Another point of concern with functional failure is that the equipment’s potential for safety problems, such as technician injuries, rises as it becomes more unstable. With increased monitoring, the maintenance professional is frequently near the machinery, raising the risk of injury. To safeguard maintenance personnel and reduce repair costs, you should pull equipment when it enters the potential failure (P) zone rather than the functional failure (F) zone.
While it doesn’t have a place in the acronym for the DIPF curve, everyone experiences a catastrophic failure at some point. Even with the best maintenance procedures in place, it may still occur because of an abnormality or unknown defect. However, you will significantly decrease the likelihood of this occurring through the use of condition-based monitoring. When equipment reaches this stage, repair prices are the highest and downtime is the longest.
This is typically the time when choosing between repair and replacement is necessary. At this point, you would have to consider:
- The Type of Equipment
- Replacement Availability
- Cost to Repair versus Replace
- Timeframe to Repair versus Replace
Predictive maintenance and condition-based monitoring can help you avoid this point on the DIPF curve while improving costs, repair times, and worker safety.
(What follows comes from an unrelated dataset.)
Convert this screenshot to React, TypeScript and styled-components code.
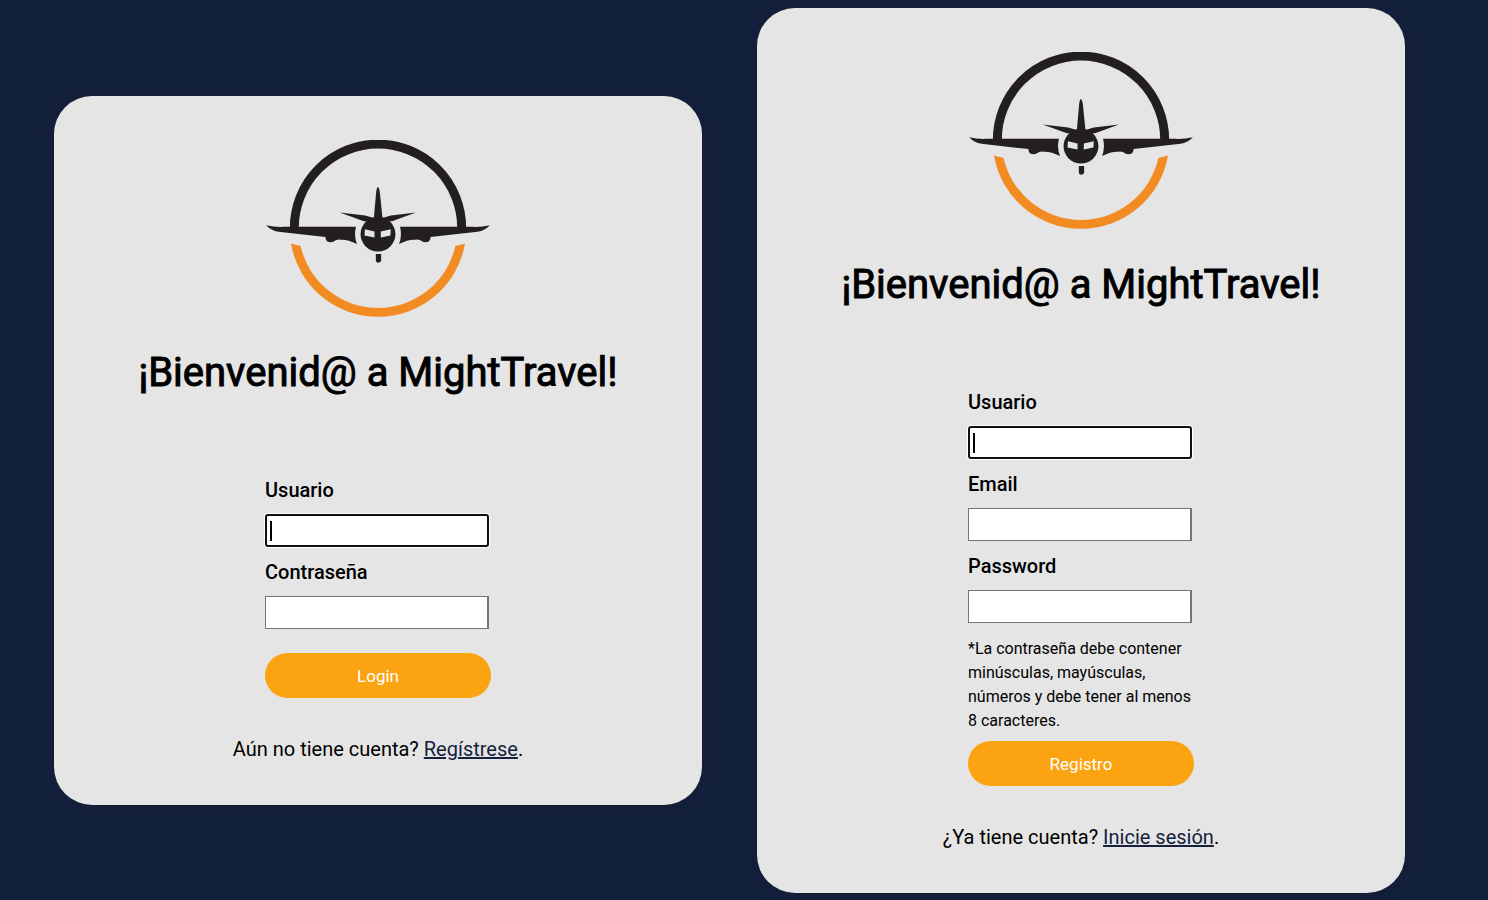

The Benefits of the DIPF Curve
Building a strong condition-based reliability program, such as a predictive maintenance program, can be accomplished with the use of the DIPF curve. While the curve shape has changed, the overall objective—to save money and continue operating—has not. Always choose a planned repair over an unforeseen one to save money. You will be prepared with healthy equipment and a plan for when things go wrong by following best practices in each area of the DIPF curve.